When political scientists predict elections, their primary motivation is validating models used to study these scholarly interests. In King’s estimation, it takes “a delusional level of optimism” to apply models that perform badly when predicting elections “for learning about deeply important features of American democracy that cannot be directly verified.”

The standard model has been nonetheless used to indulge reporters desperately seeking forecasts. “Political scientists have been using this model for decades,” said King, who includes himself in that camp. After all, the standard model works well enough for certain statistical quantities. “But if you look at full probabilistic predictions of elections needed for understanding the big picture about democracy, it’s just terrible,” he said.

As the paper points out, the problem starts with the standard model failing to account for multiple “known unknowns,” to borrow a phrase from former Secretary of Defense Donald Rumsfeld, or widely understood factors that regularly influence elections while being difficult to incorporate into modeling.
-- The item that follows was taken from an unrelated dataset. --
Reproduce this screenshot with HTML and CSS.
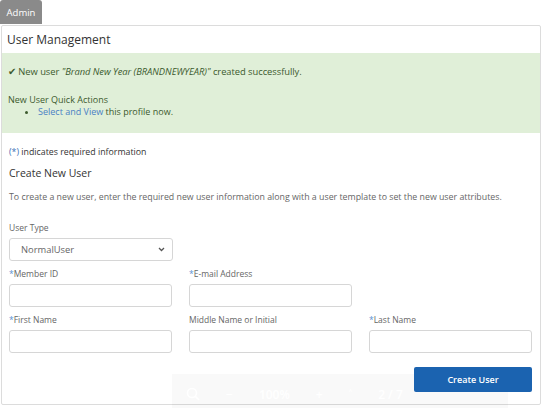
FILE: index.html
```html
<!DOCTYPE html>
<html>
<head>
<meta charset="utf-8">
<link rel="stylesheet" href="styles.css">
</head>
<body>
<div class="page">
  <div class="tab">Admin</div>
  <div class="panel">
    <div class="panel-head">User Management</div>
    <div class="alert">
      <p class="msg"><span class="check">&#10004;</span> New user <em>"Brand New Year (BRANDNEWYEAR)"</em> created successfully.</p>
      <p class="qa-title">New User Quick Actions</p>
      <ul class="qa-list">
        <li><a class="link">Select and View</a> this profile now.</li>
      </ul>
    </div>
    <div class="body">
      <p class="req"><span class="blue">(*)</span> indicates required information</p>
      <h2 class="sub">Create New User</h2>
      <p class="desc">To create a new user, enter the required new user information along with a user template to set the new user attributes.</p>
      <div class="field type-field">
        <label class="lbl">User Type</label>
        <div class="select"><span>NormalUser</span>
          <svg class="chev" width="7" height="5" viewBox="0 0 7 5"><path d="M1 1 L3.5 3.5 L6 1" fill="none" stroke="#555" stroke-width="1.3"/></svg>
        </div>
      </div>
      <div class="grid">
        <div class="field"><label class="lbl"><span class="star">*</span>Member ID</label><div class="input"></div></div>
        <div class="field"><label class="lbl"><span class="star">*</span>E-mail Address</label><div class="input"></div></div>
        <div></div>
        <div class="field"><label class="lbl"><span class="star">*</span>First Name</label><div class="input"></div></div>
        <div class="field"><label class="lbl">Middle Name or Initial</label><div class="input"></div></div>
        <div class="field"><label class="lbl"><span class="star">*</span>Last Name</label><div class="input"></div></div>
      </div>
      <div class="actions"><button class="btn">Create User</button></div>
    </div>
  </div>
  <div class="toolbar">
    <svg width="14" height="14" viewBox="0 0 14 14"><circle cx="6" cy="6" r="4.5" fill="none" stroke="#fff" stroke-width="1.6"/><path d="M9.5 9.5 L13 13" stroke="#fff" stroke-width="1.6"/></svg>
    <span>&minus;</span><span>100%</span><span>+</span><span>&#708;</span><span>2 / 7</span><span>&#709;</span>
  </div>
</div>
</body>
</html>
```
FILE: styles.css
```css
* { box-sizing: border-box; }
html, body { margin: 0; padding: 0; background: #fff; }
body { font-family: "Open Sans", "Noto Sans", sans-serif; color: #333; }
.page { position: relative; width: 545px; height: 408px; overflow: hidden; }
.tab {
  width: 42px; height: 24px;
  background: #8a8a8a; color: #fff;
  font-size: 9.5px; font-weight: 400;
  display: flex; align-items: center; justify-content: center;
  border-radius: 3px 3px 0 0;
}
.panel {
  margin: 1px 0 0 1px; width: 540px; height: 380px;
  border: 1px solid #dcdcdc; border-radius: 2px;
}
.panel-head {
  height: 27px; padding: 0 0 0 5px;
  display: flex; align-items: center;
  font-size: 12px; color: #333;
}
.alert {
  background: #e0efd8; height: 80px;
  padding: 12px 6px 0 6px; color: #3c5a2e;
  font-size: 9px;
}
.alert p { margin: 0; }
.msg { line-height: 12px; font-size: 9.4px; letter-spacing: -0.05px; }
.check { color: #3c5a2e; font-size: 10px; }
.qa-title { margin-top: 16px !important; line-height: 12px; }
.qa-list { margin: 0; padding-left: 30px; line-height: 12px; }
.link { color: #4a7fc4; }
.body { padding: 13px 8px 0 7px; font-size: 8.8px; }
.req { margin: 0; line-height: 12px; color: #333; }
.blue { color: #3b6fb6; }
.sub { margin: 9px 0 0; font-size: 10.5px; font-weight: 400; line-height: 13px; color: #333; }
.desc { margin: 11px 0 0; color: #666; line-height: 12px; }
.field { display: flex; flex-direction: column; }
.type-field { margin-top: 19px; width: 164px; }
.lbl { color: #666; line-height: 12px; margin-bottom: 4px; font-size: 8.5px; }
.star { color: #5b8fd0; }
.select {
  height: 23px; border: 1px solid #d6d6d6; border-radius: 3px;
  display: flex; align-items: center; justify-content: space-between;
  padding: 0 7px 0 11px; color: #666; font-size: 9.4px;
}
.grid {
  display: grid; grid-template-columns: 163px 163px 163px;
  column-gap: 17px; row-gap: 7px; margin-top: 7px;
}
.input { height: 23px; border: 1px solid #d6d6d6; border-radius: 3px; }
.actions { display: flex; justify-content: flex-end; margin-top: 14px; padding-right: 0; }
.btn {
  position: relative; z-index: 2;
  width: 118px; height: 25px; border: none; border-radius: 2px;
  background: #1b63b0; color: #fff;
  font-family: "Open Sans", "Noto Sans", sans-serif; font-size: 9px; font-weight: 600;
}
.toolbar {
  position: absolute; z-index: 1; left: 172px; top: 374px; width: 336px; height: 34px;
  background: rgba(0,0,0,0.025);
  display: flex; align-items: center; gap: 26px; padding: 6px 0 0 14px;
  color: #fff; font-size: 12px; font-weight: 600;
}
```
The old model accounts for just one of these factors, something called “district uniqueness” — perhaps a longtime representative holds to an idiosyncratic ideology.

The new model, which King et al. introduced at the annual meeting of the Society for Political Methodology last summer, adds four additional “known unknowns.” One is for district-level political surprises — say, a sudden criminal indictment or what political scientists call an “heresthetical maneuver,” where a candidate’s strategic move upends the whole agenda. Another is for coast-to-coast swings that shift the balance for one party or the other.

The data scientists used their model to analyze 10,778 U.S. congressional district-level contests from 1954 to 2020, an approach, with its highly attuned algorithm, that “would have been computationally infeasible even a few years ago.” The co-authors acquired a new high-performance server for the purpose of running their dataset. A full analysis still took 48 hours.

Certain outcomes were assigned probabilities of one in 10,000 or smaller by the standard model. Yet events with these long odds occurred in 12 of 435 elections in 1958 alone. In contrast, when using the new model, such discrepancies were found in only one election in the whole data set. In other words, the new model generated more accurate probabilities so an event expected to happen about one in five times overall actually took place 20 percent of the time.

King and his co-authors quickly applied their model to studying large-scale patterns in congressional elections and American democracy more generally. One finding was not exactly a revelation, except for finally fitting with a statistical model and its empirical results. They found that the past six decades broke into three distinct epochs concerning election results and the two-party system.

Parties appeared to be highly aligned (meaning they were internally consistent and distinct from one another) in the 1950s and ’60s, and again after 2000. The new model found elections were highly predictable across both periods, though political surprises occurred more frequently than the standard model would suggest.

However, the 1950s and ’60s differ from today in one key respect. “In the early period, the parties were aligned, but they weren’t very polarized,” King explained. “Both parties would shoot to capture voters in the middle. Today the parties are still highly aligned. They just happen to be polarized and so highly partisan. They’re not shooting for the median voter; they’re appealing to their extreme supporters.”

What happened in the period in between? The earlier alignment lost much of its value in the 1970s, ’80s, and ’90s, the paper explained, perhaps due to factors including the Civil Rights Act of 1964 and younger voters’ opposition to the policies of both parties in Vietnam. Not surprisingly, elections grew more uncertain during this era.

As political parties struggled to organize voters, incumbents worked to become more powerful and independent. “A whole literature grew up watching the average advantage of incumbency increase through the ’80s and into the ’90s,” King said. “What that meant was the expected vote was higher for incumbents. A big surprise that we found is, it did not mean incumbents were more likely to be elected, because when the expected incumbency advantage was higher, the uncertainty around the prediction was much higher.”

In fact, the new statistical model reveals the very first properly calibrated probabilities concerning incumbent wins and losses. It turns out the probability of incumbency loss remained relatively constant and quite high across all three epochs. And there’s one scenario when it’s downright dangerous to be an incumbent, with a one in five chance of getting fired by voters.

“We show that incumbents of the president’s party have — and always had — about a 20 percent probability of losing their seats in a midterm election,” King said. “They can lose in any other period, but that’s when we see a lot of them wiped out, or at least those not paying close attention to the needs and preferences of their constituents.”